EXERCISE TASK:
Determine how many lines contain the string "page". Respond with that number and nothing more.

◇ ◇ ◇ ◇ ◇ ◇ ◇

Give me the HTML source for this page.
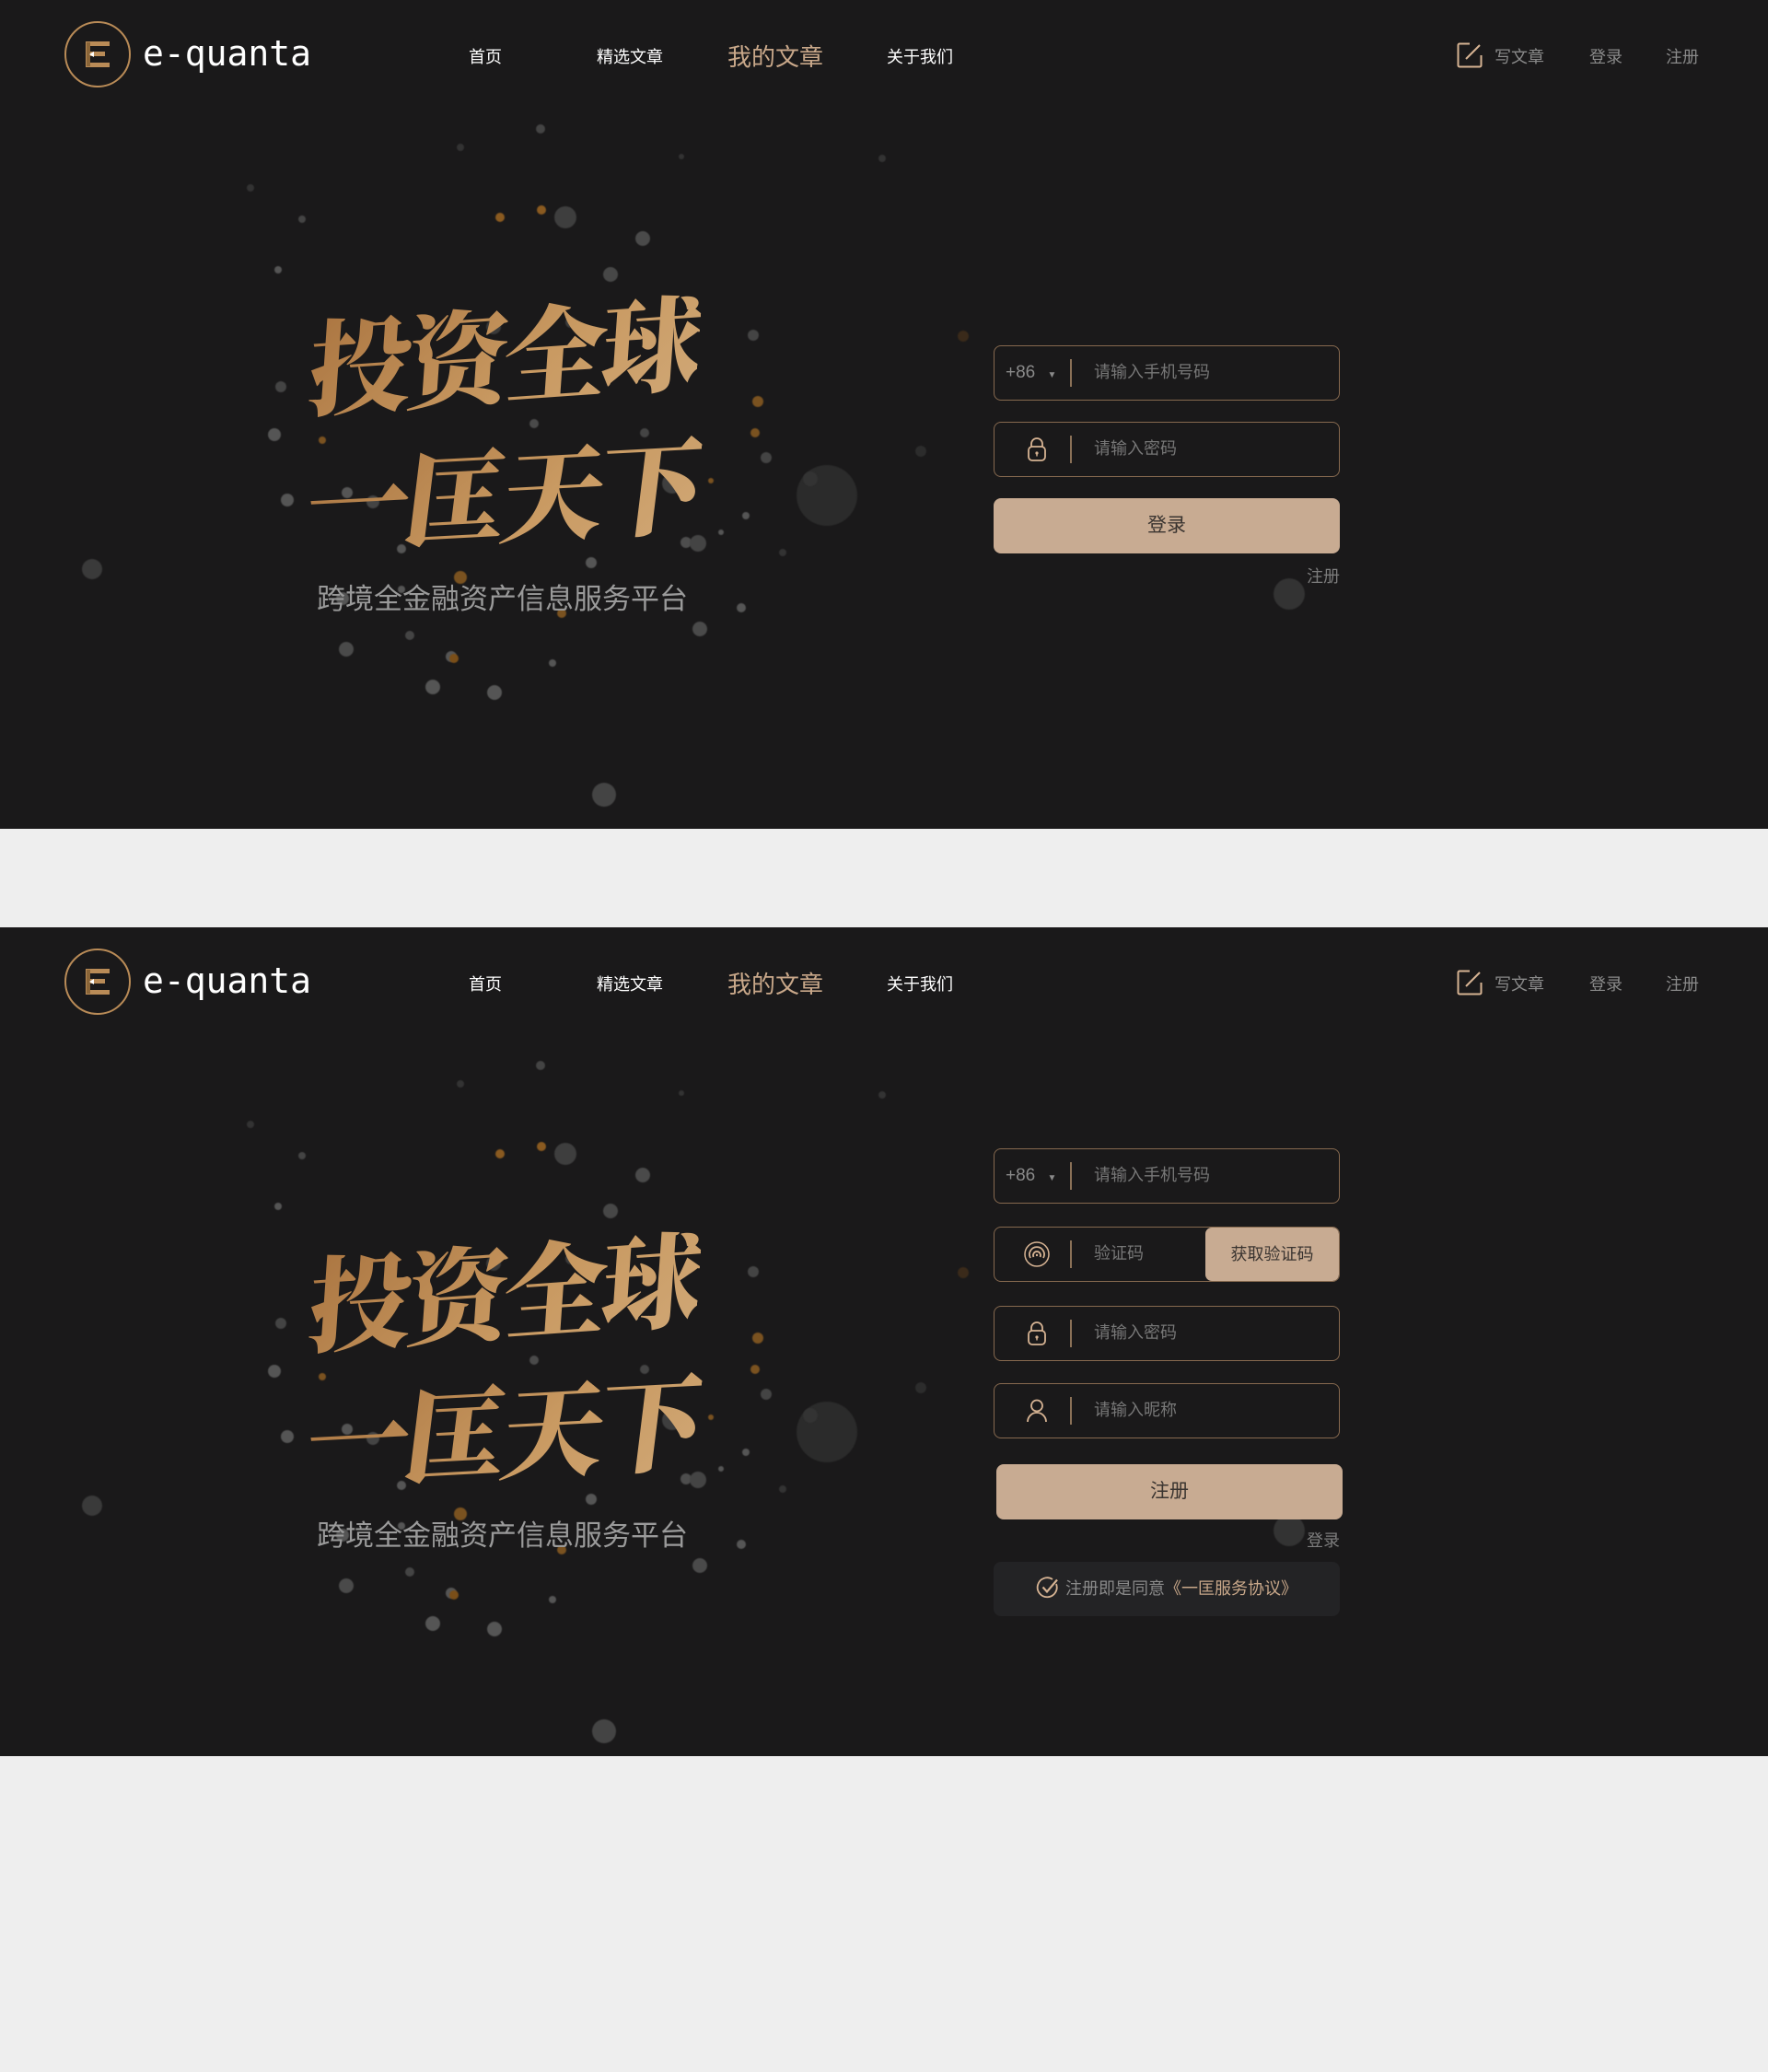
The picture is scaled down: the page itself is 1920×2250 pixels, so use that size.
<!DOCTYPE html>
<html><head><meta charset="utf-8"><style>
*{margin:0;padding:0;box-sizing:border-box}
body{width:1920px;height:2250px;background:#eeeeee;position:relative;overflow:hidden;font-family:"Liberation Sans","Noto Sans CJK SC",sans-serif}
.panel{position:absolute;left:0;width:1920px;height:900px;background:#1a191a;overflow:hidden}
.abs{position:absolute}
.logo{left:70px;top:23px;width:72px;height:72px;border:2px solid #b98b57;border-radius:50%}
.brand{left:155px;top:36px;font-family:"DejaVu Sans Mono",monospace;font-size:38px;color:#fff;letter-spacing:0px;font-weight:normal}
.nav{top:47px;font-size:18px;color:#fff;transform:translateX(-50%);white-space:nowrap}
.nav.act{font-size:26px;color:#c9a88a;top:41px}
.rt{top:48px;font-size:18px;color:#8a8a8a;transform:translateX(-50%);white-space:nowrap}
.cal{font-family:"Noto Serif CJK SC",serif;font-weight:900;white-space:nowrap;letter-spacing:-6px;
background:linear-gradient(135deg,#a8723e,#c99a62 60%,#d0a877);-webkit-background-clip:text;background-clip:text;color:transparent}
.sub{font-size:31px;color:#9a9a9a;white-space:nowrap;letter-spacing:0px}
.inp{left:1079px;width:376px;height:60px;border:1.5px solid #86694f;border-radius:8px}
.ph{position:absolute;left:108px;top:0;line-height:57px;font-size:18px;color:#777}
.sep{position:absolute;left:82px;top:14px;width:2px;height:30px;background:#8a7157}
.ico{position:absolute;left:30px;top:14px;width:32px;height:30px}
.btn{background:#c8ab92;border-radius:8px;text-align:center;line-height:60px;font-size:21px;color:#3a3430;width:376px;height:60px}
.small{font-size:18px;color:#7d7d7d}
.dot{position:absolute;border-radius:50%;filter:blur(0.6px)}
</style></head><body>

<div class="panel" style="top:0"></div>
<div class="panel" style="top:1007px"></div>

<script>
function dots(off){
var d=[[898,538,33,'#2b2b2b'],[100,618,11,'#3a3a3a'],[656,863,13,'#444'],[587,140,5,'#444'],[958,172,4,'#333'],[272,204,4,'#333'],[328,238,4,'#444'],[614,236,12,'#3e3e3e'],[698,259,8,'#4a4a4a'],[543,236,5,'#8a5a20'],[588,228,5,'#8a5a20'],[663,298,8,'#474747'],[536,355,8,'#3a3a3a'],[620,350,6,'#3c3c3c'],[818,364,6,'#444'],[823,436,6,'#7a5220'],[305,420,6,'#444'],[298,472,7,'#555'],[832,497,6,'#444'],[730,525,11,'#3e3e3e'],[810,560,4,'#555'],[377,535,6,'#555'],[312,543,7,'#555'],[372,650,7,'#555'],[436,640,4,'#555'],[376,705,8,'#4a4a4a'],[490,713,6,'#555'],[537,752,8,'#555'],[760,683,8,'#4a4a4a'],[642,611,6,'#555'],[745,589,6,'#4d4d4d'],[783,578,3,'#555'],[610,666,5,'#7a5220'],[493,715,5,'#7a4e18'],[445,690,5,'#444'],[470,746,8,'#555'],[600,720,4,'#555'],[500,627,7,'#7a5220'],[805,660,5,'#555'],[436,596,5,'#555'],[880,520,8,'#333'],[1000,490,6,'#2c2c2c'],[1046,365,6,'#3a2a1a'],[1400,645,17,'#333'],[302,293,4,'#555'],[405,545,7,'#444'],[758,590,9,'#444'],[772,522,3,'#7a5220'],[850,600,4,'#333'],[500,160,4,'#333'],[740,170,3,'#333'],[580,460,5,'#4a4a4a'],[700,470,5,'#444'],[350,478,4,'#7a5220'],[820,470,5,'#7a5220']];
var h='';d.forEach(function(p){h+='<div class="dot" style="left:'+(p[0]-p[2])+'px;top:'+(p[1]-p[2]+off)+'px;width:'+(2*p[2])+'px;height:'+(2*p[2])+'px;background:'+p[3]+'"></div>'});return h;}
function header(off){
return '<div class="abs logo" style="top:'+(23+off)+'px"><svg width="68" height="68" viewBox="0 0 68 68" style="position:absolute;left:0;top:0"><path d="M21 20h26v5H26v6h16v5H26v7h21v5H21z" fill="#b98b57"/><rect x="22" y="21" width="4" height="26" fill="#8a6538"/><path d="M30 31l-5 3 5 3z" fill="#fff"/><rect x="30" y="32.5" width="12" height="3" fill="#b98b57"/></svg></div>'+
'<div class="abs brand" style="top:'+(36+off)+'px">e-quanta</div>'+
'<div class="abs nav" style="left:527px;top:'+(48+off)+'px">首页</div>'+
'<div class="abs nav" style="left:684px;top:'+(48+off)+'px">精选文章</div>'+
'<div class="abs nav act" style="left:842px;top:'+(42+off)+'px">我的文章</div>'+
'<div class="abs nav" style="left:999px;top:'+(48+off)+'px">关于我们</div>'+
'<svg class="abs" style="left:1582px;top:'+(46+off)+'px" width="28" height="28" viewBox="0 0 28 28"><path d="M14 1.5H3a1.5 1.5 0 0 0-1.5 1.5v22A1.5 1.5 0 0 0 3 26.5h22a1.5 1.5 0 0 0 1.5-1.5V14" fill="none" stroke="#d6b393" stroke-width="2"/><path d="M10 18L25 3" stroke="#d6b393" stroke-width="2"/></svg>'+
'<div class="abs rt" style="left:1650px;top:'+(48+off)+'px">写文章</div>'+
'<div class="abs rt" style="left:1744px;top:'+(48+off)+'px">登录</div>'+
'<div class="abs rt" style="left:1827px;top:'+(48+off)+'px">注册</div>';
}
function hero(off){
return dots(off)+
'<div class="abs cal" style="left:336px;top:'+(300+off)+'px;font-size:112px;transform:rotate(-4deg) skewX(-8deg)">投资全球</div>'+
'<div class="abs cal" style="left:334px;top:'+(452+off)+'px;font-size:112px;transform:rotate(-3deg) skewX(-10deg)">一匡天下</div>'+
'<div class="abs sub" style="left:344px;top:'+(625+off)+'px">跨境全金融资产信息服务平台</div>';
}
var lock='<svg class="ico" viewBox="0 0 32 30"><rect x="7" y="12" width="18" height="15" rx="4" fill="none" stroke="#d6b393" stroke-width="1.8"/><path d="M10 12V9a6 6 0 0 1 12 0v3" fill="none" stroke="#d6b393" stroke-width="1.8"/><circle cx="16" cy="19" r="1.6" fill="#d6b393"/><rect x="15.3" y="19" width="1.4" height="3.5" fill="#d6b393"/></svg>';
var phone=function(t){return '<div class="abs inp" style="top:'+t+'px"><div style="position:absolute;left:12px;top:0;line-height:57px;font-size:19px;color:#8a8a8a">+86 <span style="font-size:10px;margin-left:8px">▼</span></div><div class="sep"></div><div class="ph">请输入手机号码</div></div>';};
var out='';
out+=header(0)+hero(0);
out+=phone(375);
out+='<div class="abs inp" style="top:458px">'+lock+'<div class="sep"></div><div class="ph">请输入密码</div></div>';
out+='<div class="abs btn" style="left:1079px;top:541px">登录</div>';
out+='<div class="abs small" style="left:1419px;top:612px">注册</div>';
var o=1007;
out+=header(o)+hero(o+10);
out+=phone(1247);
out+='<div class="abs inp" style="top:1332px;overflow:hidden"><svg class="ico" viewBox="0 0 32 30"><circle cx="16" cy="15" r="13" fill="none" stroke="#d6b393" stroke-width="1.5"/><path d="M9 19a8 8 0 1 1 14 0" fill="none" stroke="#d6b393" stroke-width="1.8"/><path d="M12.5 18a4 4 0 1 1 7 0" fill="none" stroke="#d6b393" stroke-width="1.8"/><circle cx="16" cy="16" r="1.2" fill="#d6b393"/></svg><div class="sep"></div><div class="ph">验证码</div><div style="position:absolute;right:0;top:0;width:145px;height:58px;background:#c8ab92;border-radius:7px;line-height:58px;text-align:center;font-size:18px;color:#3a3430">获取验证码</div></div>';
out+='<div class="abs inp" style="top:1418px">'+lock+'<div class="sep"></div><div class="ph">请输入密码</div></div>';
out+='<div class="abs inp" style="top:1502px"><svg class="ico" viewBox="0 0 32 30"><circle cx="16" cy="9.5" r="6" fill="none" stroke="#d6b393" stroke-width="1.8"/><path d="M6 27a10 10 0 0 1 20 0" fill="none" stroke="#d6b393" stroke-width="1.8"/></svg><div class="sep"></div><div class="ph">请输入昵称</div></div>';
out+='<div class="abs btn" style="left:1082px;top:1590px">注册</div>';
out+='<div class="abs small" style="left:1419px;top:1659px">登录</div>';
out+='<div class="abs" style="left:1079px;top:1696px;width:376px;height:59px;background:#232325;border-radius:8px;text-align:center;line-height:59px;font-size:18px;color:#8a8a8a"><svg width="26" height="26" viewBox="0 0 26 26" style="vertical-align:middle;margin-right:6px;margin-top:-4px"><path d="M22 9a10.5 10.5 0 1 1-4-5" fill="none" stroke="#d6b393" stroke-width="1.8"/><path d="M7.5 12.5l4.5 5 11-13" fill="none" stroke="#d6b393" stroke-width="2.2"/></svg>注册即是同意<span style="color:#c9a88a">《一匡服务协议》</span></div>';
document.write(out);
</script>
</body></html>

◇ ◇ ◇ ◇ ◇ ◇ ◇

WRITTEN REPLY:
2